There are four basic types of HEI control modules: four-, five-, seven-, and eight-pin. The four-pin module was used on carbureted engines and uses conventional mechanical timing controls (vacuum and centrifugal advance mechanisms). The five-pin module was introduced in 1978 and was an early attempt at electronic timing control; it contains a provision for connecting a knock sensor. The seven- and eight-pin modules are used on early computer-controlled engines. The seven- and eight-pin modules contain no mechanical timing control mechanisms as the computer controls ignition timing. Late 1980s GM cars and trucks used a slim distributor cap HEI with a separate ignition coil on throttle body (TBI), PFI, and SFI injection equipped engines. These distributors were not stand-alone units because they did not contain mechanical timing controls.
HEI distributors are a popular swap on older GM cars originally equipped with points and condenser type ignition systems. The HEI system produces a more powerful spark, which allows for a wider spark plug gap. The wider gap ensures ignition of air/fuel mixtures that are excessively lean, and/or have a high percentage of exhaust gas, causing misfires and high exhaust emissions. The wider gap also leads to a more reliable and quicker startup, especially in cold weather, when the engine is harder to turn over and pulls battery voltage down.
The HEI setup has also become a popular swap into other models of vehicles that did not originally come with an HEI ignition. Cases where the cranking speed of older GM engines is not sufficient to cause the inductive trigger coil of the HEI to cause the module to energize the high voltage spark coil are known. If in doubt, an ordinary electronic tachometer can be connected to the HEI distributor in question.
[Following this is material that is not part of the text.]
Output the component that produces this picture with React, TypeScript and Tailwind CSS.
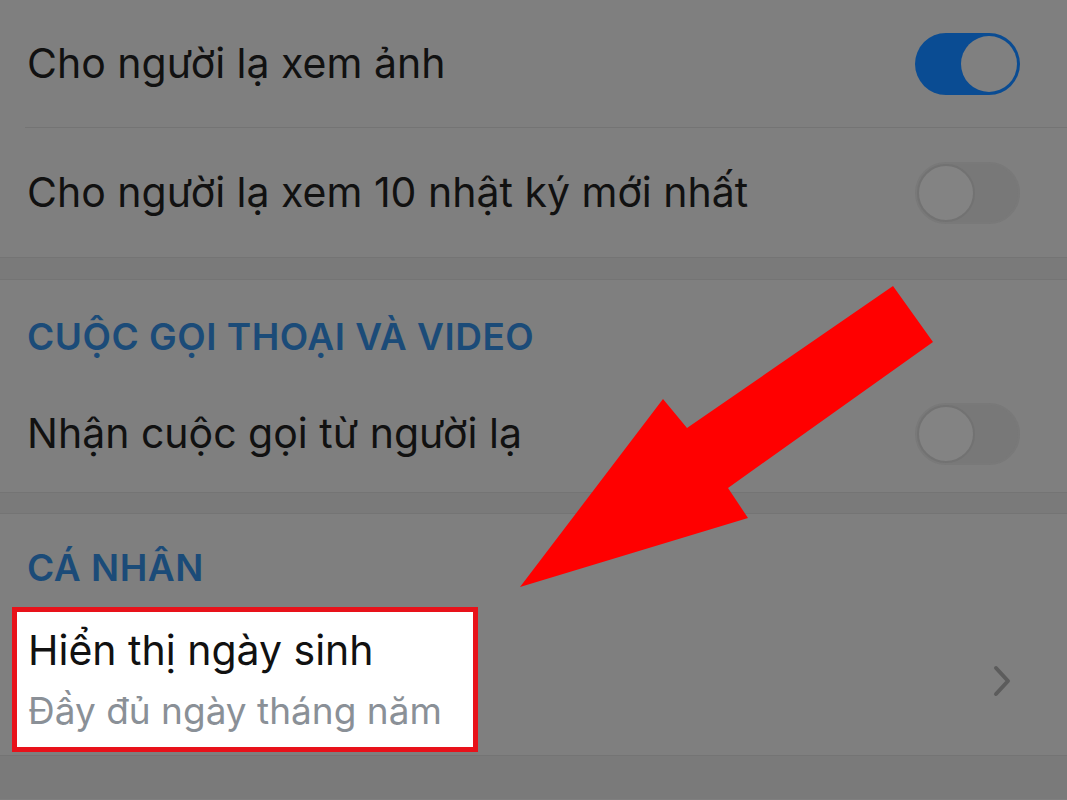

By turning the distributor with a variable speed drill the minimum crankshaft speed at which spark will occur can be ascertained. Temporary use of a point-type distributor in the engine to be converted will allow its cranking speed to be measured and the problem isolated. Changing to a faster-cranking starter may be desirable. Some enthusiasts have attached small magnets to the harmonic balancer that cause a 3-wire-type hall-effect chip mounted in a wooden cube to switch the module at a fixed timing during cranking. Releasing the starter also releases a small ("cube") relay that reverts the HEI to normal inductive triggering.
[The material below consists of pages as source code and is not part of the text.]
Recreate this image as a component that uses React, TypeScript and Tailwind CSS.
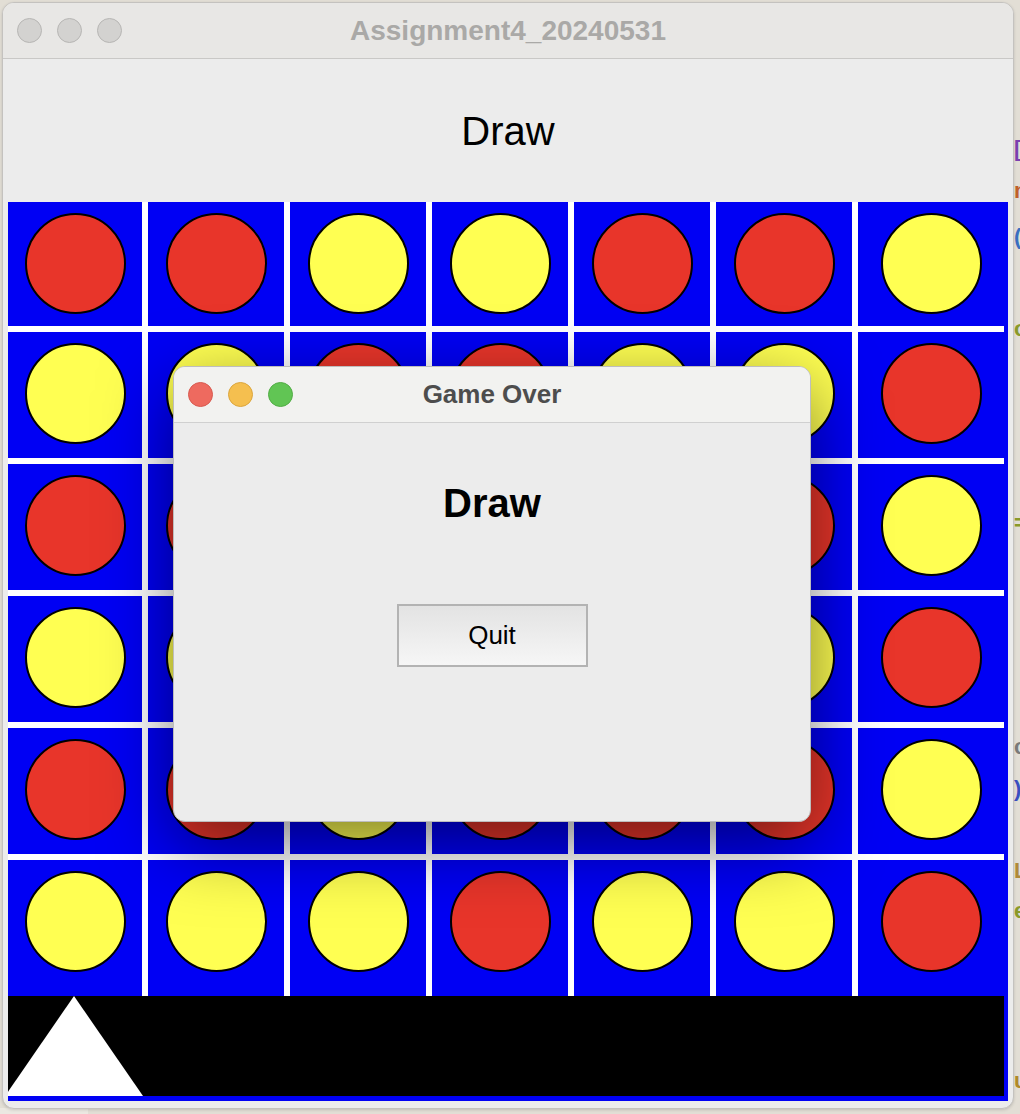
import React from 'react'

// R = red, Y = yellow; rows top to bottom
const board = [
  'RRYYRRY',
  'YYRRYYR',
  'RRYRYRY',
  'YYRYRYR',
  'RRYRRRY',
  'YYYRYYR',
]

const font = { fontFamily: '"Liberation Sans", Arial, sans-serif' }

function Piece({ c }: { c: string }) {
  return (
    <div
      className={
        'w-[101px] h-[101px] rounded-full border-2 border-black ' +
        (c === 'R' ? 'bg-[#e8352a]' : 'bg-[#ffff52]')
      }
    />
  )
}

// bits of the code editor peeking out behind the window
const behind = [
  { y: 138, ch: '[', cls: 'text-[#7b3fb0]' },
  { y: 180, ch: 'n', cls: 'text-[#c0602a]' },
  { y: 226, ch: '(', cls: 'text-[#3a6fc0]' },
  { y: 318, ch: 'o', cls: 'text-[#8a9a2a]' },
  { y: 512, ch: '=', cls: 'text-[#8a9a2a]' },
  { y: 736, ch: 'c', cls: 'text-[#7a7a7a]' },
  { y: 778, ch: ')', cls: 'text-[#3a4fc0]' },
  { y: 860, ch: 'L', cls: 'text-[#b08a3a]' },
  { y: 900, ch: 'e', cls: 'text-[#8a9a2a]' },
  { y: 1070, ch: 'u', cls: 'text-[#b08a2a]' },
]

export default function App() {
  return (
    <div className="relative w-[1020px] h-[1114px] overflow-hidden bg-[#e2ded5]" style={font}>
      {behind.map((b, i) => (
        <span key={i} className={'absolute left-[1014px] text-[22px] font-bold leading-none ' + b.cls} style={{ top: b.y }}>
          {b.ch}
        </span>
      ))}
      <div className="absolute left-0 top-[1108px] w-[88px] h-[6px] bg-[#ebe8e1]" />

      {/* main window */}
      <div className="absolute left-[2px] top-[2px] w-[1012px] h-[1107px] rounded-[12px] border border-[#c4c2bf] bg-[#ececec] overflow-hidden shadow-[0_1px_3px_rgba(0,0,0,0.15)]">
        <div className="relative h-[56px] bg-[#e8e7e5] border-b border-[#c9c8c6] flex items-center pl-[14px] gap-[15px]">
          <div className="w-[25px] h-[25px] rounded-full bg-[#d3d2d0] border border-[#b7b6b4]" />
          <div className="w-[25px] h-[25px] rounded-full bg-[#d3d2d0] border border-[#b7b6b4]" />
          <div className="w-[25px] h-[25px] rounded-full bg-[#d3d2d0] border border-[#b7b6b4]" />
          <div className="absolute inset-0 flex items-center justify-center text-[28px] font-bold text-[#aaa9a7]">
            Assignment4_20240531
          </div>
        </div>

        <div className="h-[143px] flex items-center justify-center text-[40px] text-black">Draw</div>

        <div className="ml-[5px] w-[1000px] h-[899px] bg-[#0000f4] flex flex-col pb-[5px]">
          <div className="w-[996px] grid grid-cols-[134px_repeat(5,136px)_146px] grid-rows-[124px_repeat(4,126px)_136px] gap-[6px] bg-white">
            {board.flatMap((row, r) =>
              row.split('').map((c, col) => (
                <div key={r + '-' + col} className="bg-[#0000f4] flex justify-center pt-[11px]">
                  <Piece c={c} />
                </div>
              ))
            )}
          </div>
          <div className="w-[996px] h-[100px] bg-black overflow-hidden">
            <svg width="996" height="100" viewBox="0 0 996 100">
              <polygon points="66,0 -3,100 135,100" fill="#fff" />
            </svg>
          </div>
        </div>
      </div>

      {/* Game Over dialog */}
      <div className="absolute left-[173px] top-[366px] w-[638px] h-[456px] rounded-[12px] bg-[#ececec] border border-[#bdbdbd] overflow-hidden shadow-[0_22px_70px_rgba(0,0,0,0.5)] flex flex-col items-center">
        <div className="relative w-full h-[56px] shrink-0 bg-[#f2f2f0] border-b border-[#d0d0d0] flex items-center pl-[14px] gap-[15px]">
          <div className="w-[25px] h-[25px] rounded-full bg-[#ee6a5f] border border-[#d85a50]" />
          <div className="w-[25px] h-[25px] rounded-full bg-[#f5bf4f] border border-[#dca63d]" />
          <div className="w-[25px] h-[25px] rounded-full bg-[#61c554] border border-[#52ad45]" />
          <div className="absolute inset-0 flex items-center justify-center text-[26px] font-bold text-[#4d4d4d]">
            Game Over
          </div>
        </div>
        <div className="mt-[56px] text-[40px] leading-[48px] font-bold text-black">Draw</div>
        <button className="mt-[77px] w-[191px] h-[63px] border-2 border-[#b3b3b3] bg-linear-to-b from-[#e3e3e3] to-[#f6f6f6] text-[26px] text-black">
          Quit
        </button>
      </div>
    </div>
  )
}
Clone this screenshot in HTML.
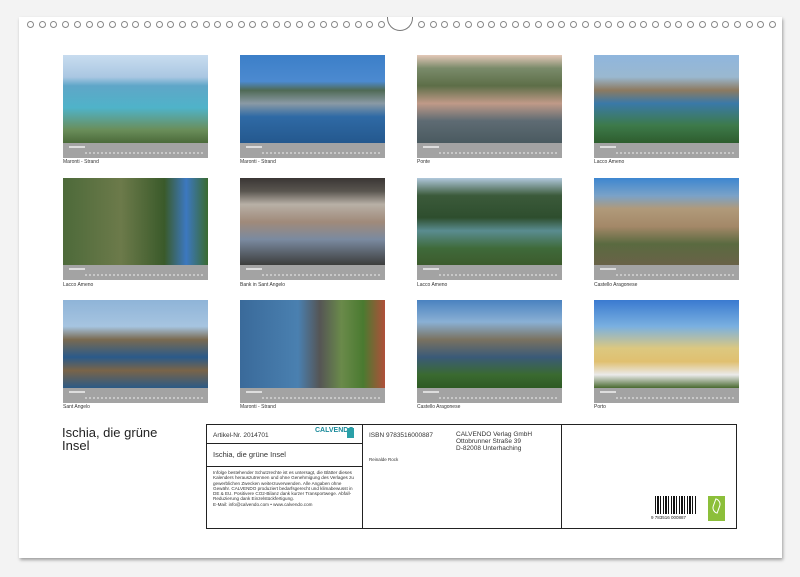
<!DOCTYPE html>
<html><head><meta charset="utf-8"><style>
*{margin:0;padding:0;box-sizing:border-box}
body{width:800px;height:577px;background:#f3f3f3;font-family:"Liberation Sans",sans-serif;position:relative;overflow:hidden}
.card{position:absolute;left:19px;top:17px;width:763px;height:541px;background:#fff;box-shadow:1px 2px 3px rgba(0,0,0,.35)}
.rings{position:absolute;top:21px;left:27px;width:750px;height:10px}
.r{position:absolute;top:0;width:7px;height:7px;border:1px solid #888;border-radius:50%}
.notch{position:absolute;left:387px;top:17px;width:26px;height:14px;border:1px solid #777;border-top:none;border-radius:0 0 13px 13px;background:#fff}
.ph{position:absolute;width:145px;height:88px}
.st{position:absolute;width:145px;height:15px;background:#a3a3a3}
.st:before{content:"";position:absolute;left:6px;top:3px;width:16px;height:2px;background:#ddd}
.st:after{content:"";position:absolute;left:22px;top:9px;width:118px;height:2px;background:repeating-linear-gradient(90deg,#c8c8c8 0 2px,transparent 2px 4px)}
.cap{position:absolute;font-size:5px;color:#333}
.title{position:absolute;left:62px;top:426px;font-size:13px;line-height:13px;color:#222}
.tb{position:absolute;border:1.5px solid #222}
.t{position:absolute;font-size:6.5px;color:#333;line-height:7px}
</style></head><body>
<div class="card"></div>
<div class="rings" id="rings"></div>
<div class="notch"></div>

<!-- row1 -->
<div class="ph" style="left:63px;top:55px;background:linear-gradient(180deg,#c8dcef 0%,#aac7e2 25%,#5fa6c8 35%,#4fb3c9 60%,#6a8e5a 85%,#4b6a3a 100%)"></div>
<div class="ph" style="left:240px;top:55px;background:linear-gradient(180deg,#3c7fc8 0%,#4c8ad0 30%,#4f6a55 40%,#8a9aa5 55%,#2f6aa5 70%,#24588e 100%)"></div>
<div class="ph" style="left:417px;top:55px;background:linear-gradient(180deg,#e4c8b8 0%,#7a8b6a 15%,#5d6e48 35%,#c09a88 55%,#5e6b73 75%,#4a5a60 100%)"></div>
<div class="ph" style="left:594px;top:55px;background:linear-gradient(180deg,#8fb6dd 0%,#9ab8d0 25%,#8d7a60 40%,#3a79a8 55%,#3d7a4a 80%,#2e5d2e 100%)"></div>
<!-- row2 -->
<div class="ph" style="left:63px;top:178px;background:linear-gradient(90deg,#4d6a3a,#6c7a4a 40%,#3a5a2a 70%,#3c78c0 85%,#3a6a30)"></div>
<div class="ph" style="left:240px;top:178px;background:linear-gradient(180deg,#3a3634 0%,#5a5650 15%,#b8b0a6 30%,#a08a7a 50%,#7a8aa0 70%,#3a3a38 100%)"></div>
<div class="ph" style="left:417px;top:178px;background:linear-gradient(180deg,#b0c8dc 0%,#3b5a3a 20%,#2e4e2e 45%,#5a8c90 60%,#3f6a3a 80%,#3c5a2c 100%)"></div>
<div class="ph" style="left:594px;top:178px;background:linear-gradient(180deg,#3d86d0 0%,#7aa2c8 20%,#b09a7a 35%,#a48868 55%,#5a6a40 75%,#6a6248 100%)"></div>
<!-- row3 -->
<div class="ph" style="left:63px;top:300px;background:linear-gradient(180deg,#8fb4d8 0%,#a6c4e0 30%,#7a6a50 45%,#2a5a8a 65%,#7a6448 80%,#2c5a86 100%)"></div>
<div class="ph" style="left:240px;top:300px;background:linear-gradient(90deg,#3a6a9a 0%,#4a80b0 40%,#555 55%,#6a8a4a 70%,#4a7a30 85%,#b0503a 100%)"></div>
<div class="ph" style="left:417px;top:300px;background:linear-gradient(180deg,#4a82c0 0%,#8ab0d4 25%,#7a7260 45%,#3a5a78 65%,#3a6a30 85%,#2e5a24 100%)"></div>
<div class="ph" style="left:594px;top:300px;background:linear-gradient(180deg,#3a7ad0 0%,#7ab0e0 30%,#dcc880 55%,#e0c070 70%,#eaeaea 85%,#4a6a30 100%)"></div>

<div class="st" style="left:63px;top:143px"></div><div class="st" style="left:240px;top:143px"></div><div class="st" style="left:417px;top:143px"></div><div class="st" style="left:594px;top:143px"></div>
<div class="st" style="left:63px;top:265px"></div><div class="st" style="left:240px;top:265px"></div><div class="st" style="left:417px;top:265px"></div><div class="st" style="left:594px;top:265px"></div>
<div class="st" style="left:63px;top:388px"></div><div class="st" style="left:240px;top:388px"></div><div class="st" style="left:417px;top:388px"></div><div class="st" style="left:594px;top:388px"></div>

<div class="cap" style="left:63px;top:159px">Maronti - Strand</div>
<div class="cap" style="left:240px;top:159px">Maronti - Strand</div>
<div class="cap" style="left:417px;top:159px">Ponte</div>
<div class="cap" style="left:594px;top:159px">Lacco Ameno</div>
<div class="cap" style="left:63px;top:282px">Lacco Ameno</div>
<div class="cap" style="left:240px;top:282px">Bank in Sant Angelo</div>
<div class="cap" style="left:417px;top:282px">Lacco Ameno</div>
<div class="cap" style="left:594px;top:282px">Castello Aragonese</div>
<div class="cap" style="left:63px;top:404px">Sant Angelo</div>
<div class="cap" style="left:240px;top:404px">Maronti - Strand</div>
<div class="cap" style="left:417px;top:404px">Castello Aragonese</div>
<div class="cap" style="left:594px;top:404px">Porto</div>

<div class="title">Ischia, die grüne<br>Insel</div>

<div class="tb" style="left:206px;top:424px;width:531px;height:105px"></div>
<div class="tb" style="left:206px;top:424px;width:157px;height:105px"></div>
<div class="tb" style="left:361px;top:424px;width:201px;height:105px;border-left:none"></div>
<div class="tb" style="left:206px;top:443px;width:157px;height:24px;border-left:none;border-right:none"></div>

<div class="t" style="left:213px;top:432px">Artikel-Nr. 2014701</div>
<div style="position:absolute;left:315px;top:427px;font-size:7px;color:#1a8a9a;font-weight:bold">CALVENDO</div>
<div style="position:absolute;left:347px;top:428px;width:7px;height:10px;background:#2aa0a8"></div>
<div class="t" style="left:213px;top:451px;font-size:7.5px">Ischia, die grüne Insel</div>
<div class="t" style="left:213px;top:470px;font-size:4.6px;line-height:5.3px;width:145px">Infolge bestehender Schutzrechte ist es untersagt, die Blätter dieses Kalenders herauszutrennen und ohne Genehmigung des Verlages zu gewerblichen Zwecken weiterzuverwenden. Alle Angaben ohne Gewähr. CALVENDO produziert bedarfsgerecht und klimabewusst in DE &amp; EU. Positivere CO2-Bilanz dank kurzer Transportwege. Abfall-Reduzierung dank Einzelstückfertigung.<br>E-Mail: info@calvendo.com • www.calvendo.com</div>
<div class="t" style="left:369px;top:432px">ISBN 9783516000887</div>
<div class="t" style="left:369px;top:456px;font-size:4.5px">Reinalde Rock</div>
<div class="t" style="left:456px;top:431px">CALVENDO Verlag GmbH<br>Ottobrunner Straße 39<br>D-82008 Unterhaching</div>

<div style="position:absolute;left:655px;top:496px;width:42px;height:18px;background:repeating-linear-gradient(90deg,#111 0 1px,#fff 1px 2px,#111 2px 4px,#fff 4px 5px,#111 5px 6px,#fff 6px 8px)"></div>
<div style="position:absolute;left:651px;top:515px;font-size:4.5px;color:#222">9 783516 000887</div>
<div style="position:absolute;left:708px;top:496px;width:17px;height:25px;background:#8cbf3a"><div style="position:absolute;left:5px;top:3px;width:7px;height:14px;border:1.5px solid #fff;border-radius:0 6px 0 6px;transform:rotate(20deg)"></div></div>

<script>
var r=document.getElementById('rings'),h='';
for(var x=0;x<352;x+=11.7)h+='<div class="r" style="left:'+x+'px"></div>';
for(var x=391;x<748;x+=11.7)h+='<div class="r" style="left:'+x+'px"></div>';
r.innerHTML=h;
</script>
</body></html>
Add-on ignition spark amplifiers allow for the conversion of a HEI distributor system to a VHEI (Very High Energy Ignition) system, further increasing the net output energy of a HEI spark. A well-tuned HEI can produce up to 40,000 volts, compared to about 18,000 volts for the points system. Another reason for this is the self-contained plug-and-play nature of these systems. All the system needs is an ignition switch controlled 12 volt source that is live in both the "crank" and "run" positions.
To wire the system, the ballast resistor unit (early vehicles) or ballast resistor wire feeding the points-type coil needs to be bypassed with regular copper wire. This is because the points system used this resistor to reduce the voltage to the coil to around 9 volts while the ignition switch is in the "run" position to prevent overheating the points. The points system has a "bypass" wire from the ignition switch or the starter solenoid to deliver full battery voltage to the coil during cranking. The HEI system needs the full battery voltage at all times to work its best. One common hookup method is to replace the ballast resistor or wire with a normal copper wire and attach both wires to the HEI's power input terminal. This ensures the HEI receives full power while running.
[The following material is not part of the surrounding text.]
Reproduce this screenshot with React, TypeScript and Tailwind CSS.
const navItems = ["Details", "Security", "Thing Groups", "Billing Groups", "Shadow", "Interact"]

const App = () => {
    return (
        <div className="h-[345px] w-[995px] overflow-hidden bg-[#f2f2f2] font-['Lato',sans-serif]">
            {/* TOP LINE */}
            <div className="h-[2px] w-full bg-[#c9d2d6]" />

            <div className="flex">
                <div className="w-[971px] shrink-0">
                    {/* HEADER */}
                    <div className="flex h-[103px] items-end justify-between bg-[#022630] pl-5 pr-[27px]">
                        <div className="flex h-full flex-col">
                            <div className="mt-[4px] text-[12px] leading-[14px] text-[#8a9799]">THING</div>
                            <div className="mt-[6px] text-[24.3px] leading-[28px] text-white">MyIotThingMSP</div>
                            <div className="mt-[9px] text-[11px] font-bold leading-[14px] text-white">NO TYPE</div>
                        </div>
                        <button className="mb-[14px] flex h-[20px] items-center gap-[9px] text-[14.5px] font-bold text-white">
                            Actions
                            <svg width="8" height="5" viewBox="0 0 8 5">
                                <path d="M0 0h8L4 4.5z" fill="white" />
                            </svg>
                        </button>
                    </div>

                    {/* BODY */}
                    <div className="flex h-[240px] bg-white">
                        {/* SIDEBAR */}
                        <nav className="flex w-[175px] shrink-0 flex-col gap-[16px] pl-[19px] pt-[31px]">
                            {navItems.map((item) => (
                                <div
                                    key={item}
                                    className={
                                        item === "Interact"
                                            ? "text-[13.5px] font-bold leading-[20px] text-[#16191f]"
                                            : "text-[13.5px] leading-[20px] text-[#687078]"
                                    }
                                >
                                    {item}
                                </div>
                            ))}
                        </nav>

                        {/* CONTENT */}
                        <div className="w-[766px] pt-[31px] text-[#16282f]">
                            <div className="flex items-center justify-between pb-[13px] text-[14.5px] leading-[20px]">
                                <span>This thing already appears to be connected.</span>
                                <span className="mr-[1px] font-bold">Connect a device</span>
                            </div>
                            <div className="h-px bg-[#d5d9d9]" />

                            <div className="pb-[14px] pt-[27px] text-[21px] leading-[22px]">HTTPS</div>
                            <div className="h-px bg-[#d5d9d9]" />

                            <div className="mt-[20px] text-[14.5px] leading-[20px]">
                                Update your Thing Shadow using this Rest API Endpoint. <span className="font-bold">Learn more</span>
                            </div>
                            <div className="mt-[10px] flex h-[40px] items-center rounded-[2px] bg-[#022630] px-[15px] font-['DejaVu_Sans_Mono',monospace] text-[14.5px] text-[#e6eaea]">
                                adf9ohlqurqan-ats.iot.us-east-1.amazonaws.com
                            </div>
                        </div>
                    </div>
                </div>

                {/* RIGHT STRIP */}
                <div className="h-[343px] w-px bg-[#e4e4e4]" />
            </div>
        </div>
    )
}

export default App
The choice in HEI system type is vitally important based on the engine it will be used with. Each GM division had its own engine design. Thus, a Chevrolet ignition may not be identical to an Oldsmobile, Pontiac, Buick, or Cadillac engine. Typically, the ignition system compatibility followed the engine size. Most GM engines (of the same size) between 1974 and 1988 used a similar distributor ignition system. The module type is important as well. For non-computer controlled carburetor engines, the 4-pin unit is used since it uses mechanical timing controls (vacuum and centrifugal advance). The 5-pin module is like the 4-pin, with an added knock/detonation sensor input to the module so the ignition could be deliberately retarded and the power output dropped to the spark plug to aid disruption of the knock condition. The 7-pin module is designed for computer timing controls. It incorporates 2 magnetic signals from the pickup sensor, and 3 signals shared with the ECM engine control module), while the remaining 2 pins provide signal and power to the coil. Normally the 7-pin is not used on non-computerized engines since it does not contain mechanical timing controls, but some early designs used a seven-pin distributor module in conjunction with mechanical and vacuum advance in the distributor body, so the seven-pin module would be backward compatible.